Wasting Money on Content in Visual Dead Zones
E*Trade
Visual dead zones reduced E*Trade's ability to communicate with their target customers, because low percentages of people read their promotional content.
This is an old story*, but it is an Eyetools favorites because it illustrates an important point:
We eyetracked E*Trade's homepage and then inserted gibberish into it to illustrate that content in a "visual dead zone" doesn't get read and might as well not exist.
To identify parts of E*Trade's homepage that weren't being viewed, we collected eyetrack data as people surfed E*Trade's website to decide for themselves whether they wanted to sign up for E*Trade's services. We found that about 1/5 of the screen real estate above the fold was being wasted, so once we located un-viewed areas, we came up with gibberish to replace the existing text on a cached version of their homepage (this was a lot of fun!).
Examples of the gibberish tested on E*Trade's homepage:
- FDIC distrusts us * No Bank Quality * Will Lose Value
- Not ready to event an insurance? Tax group of our manager discussion free of funds.

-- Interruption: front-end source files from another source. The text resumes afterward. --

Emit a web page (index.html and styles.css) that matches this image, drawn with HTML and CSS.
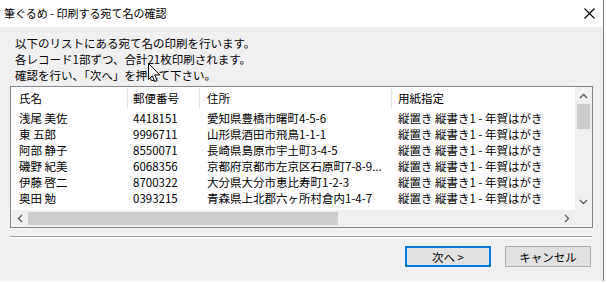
FILE: index.html
```html
<!DOCTYPE html>
<html lang="ja">
<head>
  <meta charset="UTF-8">
  <title>筆ぐるめ - 印刷する宛て名の確認</title>
  <link rel="stylesheet" href="styles.css">
</head>
<body>
  <div class="window">
    <div class="titlebar">
      <span class="title">筆ぐるめ - 印刷する宛て名の確認</span>
      <svg class="close" width="11" height="11" viewBox="0 0 11 11">
        <path d="M0.5 0.5 L10.5 10.5 M10.5 0.5 L0.5 10.5" stroke="#000" stroke-width="1.1" fill="none"/>
      </svg>
    </div>

    <div class="message">
      <p>以下のリストにある宛て名の印刷を行います。</p>
      <p>各レコード1部ずつ、合計21枚印刷されます。</p>
      <p>確認を行い、「次へ」を押して下さい。</p>
    </div>

    <div class="listbox">
      <div class="table">
        <div class="row header">
          <div class="cell name">氏名</div>
          <div class="cell zip">郵便番号</div>
          <div class="cell addr">住所</div>
          <div class="cell paper">用紙指定</div>
        </div>
        <div class="row">
          <div class="cell name">浅尾 美佐</div>
          <div class="cell zip">4418151</div>
          <div class="cell addr">愛知県豊橋市曙町4-5-6</div>
          <div class="cell paper">縦置き 縦書き1 - 年賀はがき</div>
        </div>
        <div class="row">
          <div class="cell name">東 五郎</div>
          <div class="cell zip">9996711</div>
          <div class="cell addr">山形県酒田市飛鳥1-1-1</div>
          <div class="cell paper">縦置き 縦書き1 - 年賀はがき</div>
        </div>
        <div class="row">
          <div class="cell name">阿部 静子</div>
          <div class="cell zip">8550071</div>
          <div class="cell addr">長崎県島原市宇土町3-4-5</div>
          <div class="cell paper">縦置き 縦書き1 - 年賀はがき</div>
        </div>
        <div class="row">
          <div class="cell name">磯野 紀美</div>
          <div class="cell zip">6068356</div>
          <div class="cell addr">京都府京都市左京区石原町7-8-9...</div>
          <div class="cell paper">縦置き 縦書き1 - 年賀はがき</div>
        </div>
        <div class="row">
          <div class="cell name">伊藤 啓二</div>
          <div class="cell zip">8700322</div>
          <div class="cell addr">大分県大分市恵比寿町1-2-3</div>
          <div class="cell paper">縦置き 縦書き1 - 年賀はがき</div>
        </div>
        <div class="row">
          <div class="cell name">奥田 勉</div>
          <div class="cell zip">0393215</div>
          <div class="cell addr">青森県上北郡六ヶ所村倉内1-4-7</div>
          <div class="cell paper">縦置き 縦書き1 - 年賀はがき</div>
        </div>
      </div>

      <div class="vscroll">
        <div class="arrow">
          <svg width="9" height="6" viewBox="0 0 9 6"><path d="M1 5 L4.5 1.5 L8 5" stroke="#606060" stroke-width="1.4" fill="none"/></svg>
        </div>
        <div class="vthumb"></div>
        <div class="vspace"></div>
        <div class="arrow">
          <svg width="9" height="6" viewBox="0 0 9 6"><path d="M1 1 L4.5 4.5 L8 1" stroke="#606060" stroke-width="1.4" fill="none"/></svg>
        </div>
      </div>

      <div class="hscroll">
        <div class="arrow">
          <svg width="6" height="9" viewBox="0 0 6 9"><path d="M5 1 L1.5 4.5 L5 8" stroke="#606060" stroke-width="1.4" fill="none"/></svg>
        </div>
        <div class="hthumb"></div>
        <div class="hspace"></div>
        <div class="arrow">
          <svg width="6" height="9" viewBox="0 0 6 9"><path d="M1 1 L4.5 4.5 L1 8" stroke="#606060" stroke-width="1.4" fill="none"/></svg>
        </div>
      </div>
      <div class="corner"></div>
    </div>

    <div class="separator"></div>

    <div class="buttons">
      <button class="default">次へ &gt;</button>
      <button>キャンセル</button>
    </div>

    <!-- mouse pointer left over the message text -->
    <svg class="cursor" width="13" height="20" viewBox="0 0 13 20">
      <path d="M0.5 0.5 L0.5 16.5 L4.3 12.8 L6.8 18.6 L9.2 17.6 L6.8 11.9 L11.8 11.9 Z" fill="#fff" stroke="#000" stroke-width="1"/>
    </svg>
  </div>
</body>
</html>
```

FILE: styles.css
```css
body {
    margin: 0;
    width: 607px;
    height: 283px;
    overflow: hidden;
    background-color: #fff;
    font-family: "Noto Sans CJK JP", "Noto Sans", sans-serif;
    font-size: 11.5px;
    color: #000;
}

.window {
    position: relative;
    width: 603px;
    height: 283px;
    background-color: #f0f0f0;
    border-right: 1px solid #7a7a7a;
}

.titlebar {
    height: 29px;
    background-color: #fff;
    display: flex;
    align-items: center;
    justify-content: space-between;
    padding: 0 8px 0 4px;
    margin-top: -2px;
}

.title {
    font-size: 11px;
}

.close {
    margin-top: 2px;
}

.message {
    padding: 8px 15px 0 15px;
    line-height: 16px;
}

.message p {
    margin: 0;
    height: 16px;
}

.listbox {
    margin: 3px 10px 0 10px;
    height: 140px;
    border: 1px solid #828790;
    background-color: #fff;
    display: grid;
    grid-template-columns: 1fr 17px;
    grid-template-rows: 1fr 17px;
}

.table {
    overflow: hidden;
    white-space: nowrap;
}

.row {
    display: flex;
    height: 16px;
    line-height: 16px;
}

.row.header {
    height: 23px;
    line-height: 22px;
}

.cell {
    flex: none;
    box-sizing: border-box;
    padding-left: 6px;
    overflow: hidden;
}

.header .cell {
    border-right: 1px solid #e5e5e5;
    height: 20px;
    margin-top: 1px;
    line-height: 20px;
}

.name {
    width: 117px;
    padding-left: 8px;
}

.zip {
    width: 72px;
    padding-left: 5px;
}

.addr {
    width: 192px;
    padding-left: 7px;
}

.paper {
    width: 200px;
}

.vscroll {
    background-color: #f0f0f0;
    display: flex;
    flex-direction: column;
}

.hscroll {
    background-color: #f0f0f0;
    display: flex;
}

.arrow {
    width: 17px;
    height: 17px;
    flex: none;
    display: flex;
    align-items: center;
    justify-content: center;
}

.vthumb {
    height: 25px;
    margin: 0 2px;
    background-color: #cdcdcd;
}

.vspace,
.hspace {
    flex: 1;
}

.hthumb {
    width: 310px;
    margin: 2px 0;
    background-color: #cdcdcd;
}

.corner {
    background-color: #f0f0f0;
}

.separator {
    margin: 8px 11px 0 10px;
    border-top: 1px solid #a0a0a0;
    border-bottom: 1px solid #fff;
}

.buttons {
    display: flex;
    justify-content: flex-end;
    gap: 14px;
    margin: 8px 12px 0 0;
}

button {
    width: 86px;
    height: 21px;
    padding: 0;
    background-color: #e1e1e1;
    border: 1px solid #adadad;
    font-family: inherit;
    font-size: 11.5px;
    color: #000;
}

button.default {
    border: 2px solid #0078d7;
}

.cursor {
    position: absolute;
    left: 148px;
    top: 65px;
}
```
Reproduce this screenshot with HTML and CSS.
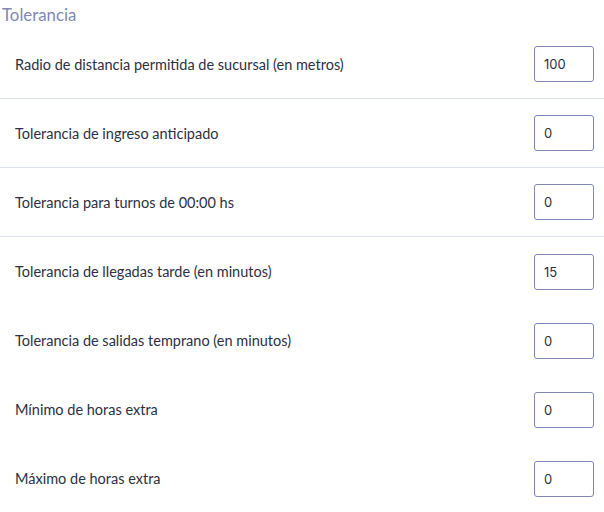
FILE: index.html
```html
<!DOCTYPE html>
<html lang="es">
<head>
<meta charset="utf-8">
<link rel="stylesheet" href="styles.css">
</head>
<body>
<section class="panel">
  <h2 class="title">Tolerancia</h2>
  <div class="rows">
    <div class="row sep"><span class="label">Radio de distancia permitida de sucursal (en metros)</span><input class="field" value="100"></div>
    <div class="row sep"><span class="label">Tolerancia de ingreso anticipado</span><input class="field" value="0"></div>
    <div class="row sep"><span class="label">Tolerancia para turnos de 00:00 hs</span><input class="field" value="0"></div>
    <div class="row"><span class="label">Tolerancia de llegadas tarde (en minutos)</span><input class="field" value="15"></div>
    <div class="row"><span class="label">Tolerancia de salidas temprano (en minutos)</span><input class="field" value="0"></div>
    <div class="row"><span class="label">Mínimo de horas extra</span><input class="field" value="0"></div>
    <div class="row"><span class="label">Máximo de horas extra</span><input class="field" value="0"></div>
  </div>
</section>
</body>
</html>
```
FILE: styles.css
```css
html, body {
  margin: 0;
  padding: 0;
  background: #ffffff;
}
.panel {
  width: 604px;
  font-family: Lato, "Noto Sans", sans-serif;
}
.title {
  margin: 0;
  padding: 4px 0 0 2px;
  height: 30px;
  box-sizing: border-box;
  font-size: 16.8px;
  font-weight: 400;
  color: #7f87b5;
  line-height: 22px;
}
.rows {
  display: flex;
  flex-direction: column;
}
.row {
  display: flex;
  align-items: center;
  justify-content: space-between;
  height: 69px;
  box-sizing: border-box;
  padding: 0 10px 0 15px;
}
.row.sep {
  border-bottom: 1px solid #dde3ee;
}
.label {
  font-size: 14.5px;
  color: #2c3040;
}
.field {
  width: 60px;
  height: 36px;
  box-sizing: border-box;
  border: 1px solid #7f87b2;
  border-radius: 3px;
  padding: 0 9px;
  font-family: Inter, sans-serif;
  font-size: 13px;
  color: #2c3040;
  outline: none;
  background: #fff;
}
```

- Get $25 to close an E*Trade Bank Money Market Plus Advice! Tax a gear cool and ATM access!
- ...and more
Then, we re-tested the modified homepage in the lab. As a secondary test, we also sent it out to a large group of people who we didn't eyetrack. After people had seen the page, while evaluating whether they were interested in signing up for E*Trade's services, we asked them if there was anything strange about the homepage. Only 1 in 25 people noticed!
The moral of the story is this, if you wish to optimize your content:
- People can't click on, or buy, what they don't see.
- If content on your webpage is in a visual dead zone, it might as well not exist.
- Changes made to text in visual dead zones will have little impact.
- If the copy is critical, then visual dead zones need to be fixed before copy changes are considered.
- If the copy is non-critical, simply removing the copy is often (though not always) a solution.
* This is an old E*Trade website -- we ran this test in January 2001. Since then, E*Trade has become a client and changed their website.